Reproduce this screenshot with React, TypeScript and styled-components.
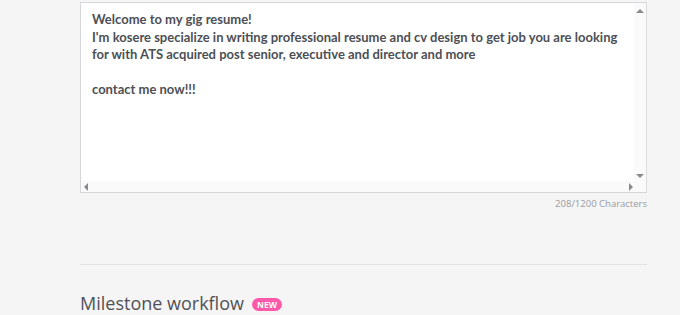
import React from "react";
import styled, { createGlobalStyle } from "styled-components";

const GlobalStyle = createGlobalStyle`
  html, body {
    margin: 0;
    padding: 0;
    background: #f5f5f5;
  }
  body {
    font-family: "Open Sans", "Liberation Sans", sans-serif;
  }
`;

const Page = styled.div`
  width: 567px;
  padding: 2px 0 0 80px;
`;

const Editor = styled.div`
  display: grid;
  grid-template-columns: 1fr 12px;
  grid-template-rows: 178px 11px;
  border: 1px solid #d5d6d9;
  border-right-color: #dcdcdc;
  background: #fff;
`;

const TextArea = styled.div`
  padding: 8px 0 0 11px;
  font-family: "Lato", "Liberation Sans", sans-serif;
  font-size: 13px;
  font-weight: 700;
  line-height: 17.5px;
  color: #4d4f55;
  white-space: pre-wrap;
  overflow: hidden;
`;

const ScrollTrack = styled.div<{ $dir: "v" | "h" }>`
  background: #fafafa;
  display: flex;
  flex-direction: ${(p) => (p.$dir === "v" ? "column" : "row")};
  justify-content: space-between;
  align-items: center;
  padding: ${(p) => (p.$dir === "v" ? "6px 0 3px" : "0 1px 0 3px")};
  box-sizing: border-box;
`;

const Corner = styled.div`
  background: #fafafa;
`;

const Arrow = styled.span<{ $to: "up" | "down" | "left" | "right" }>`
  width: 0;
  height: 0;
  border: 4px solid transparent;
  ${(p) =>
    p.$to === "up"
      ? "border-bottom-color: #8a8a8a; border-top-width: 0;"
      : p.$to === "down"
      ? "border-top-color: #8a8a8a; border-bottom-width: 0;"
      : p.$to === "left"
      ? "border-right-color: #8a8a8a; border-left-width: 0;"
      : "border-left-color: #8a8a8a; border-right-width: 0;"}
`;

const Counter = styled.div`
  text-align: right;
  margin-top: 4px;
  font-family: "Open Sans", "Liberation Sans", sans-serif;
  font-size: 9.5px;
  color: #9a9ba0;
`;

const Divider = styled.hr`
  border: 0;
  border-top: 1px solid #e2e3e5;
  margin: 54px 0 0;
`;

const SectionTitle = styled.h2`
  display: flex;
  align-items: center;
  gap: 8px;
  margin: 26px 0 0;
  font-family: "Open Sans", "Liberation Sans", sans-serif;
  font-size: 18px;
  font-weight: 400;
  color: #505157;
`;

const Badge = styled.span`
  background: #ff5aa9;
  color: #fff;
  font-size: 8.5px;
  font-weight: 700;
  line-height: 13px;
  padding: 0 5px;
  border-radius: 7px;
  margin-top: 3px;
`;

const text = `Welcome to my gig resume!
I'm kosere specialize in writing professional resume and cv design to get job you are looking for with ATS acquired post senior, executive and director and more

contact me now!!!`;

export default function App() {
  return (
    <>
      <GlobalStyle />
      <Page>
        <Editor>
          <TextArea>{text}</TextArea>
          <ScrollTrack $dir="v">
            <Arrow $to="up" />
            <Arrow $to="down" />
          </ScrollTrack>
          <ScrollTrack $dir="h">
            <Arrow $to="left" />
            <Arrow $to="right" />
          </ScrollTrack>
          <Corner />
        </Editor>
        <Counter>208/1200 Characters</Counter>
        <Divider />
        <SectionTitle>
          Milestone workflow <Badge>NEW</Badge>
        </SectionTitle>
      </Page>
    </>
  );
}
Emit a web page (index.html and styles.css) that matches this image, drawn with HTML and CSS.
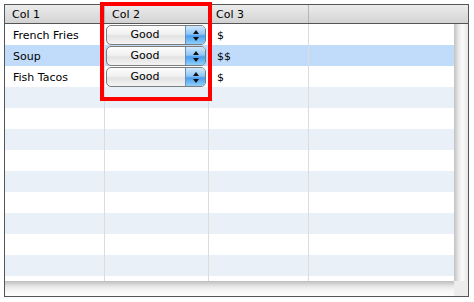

TASK: Return every line from the records above that holds the word "this".

SOLUTION:
Reproduce this screenshot with React, TypeScript and styled-components.
Emit a web page (index.html and styles.css) that matches this image, drawn with HTML and CSS.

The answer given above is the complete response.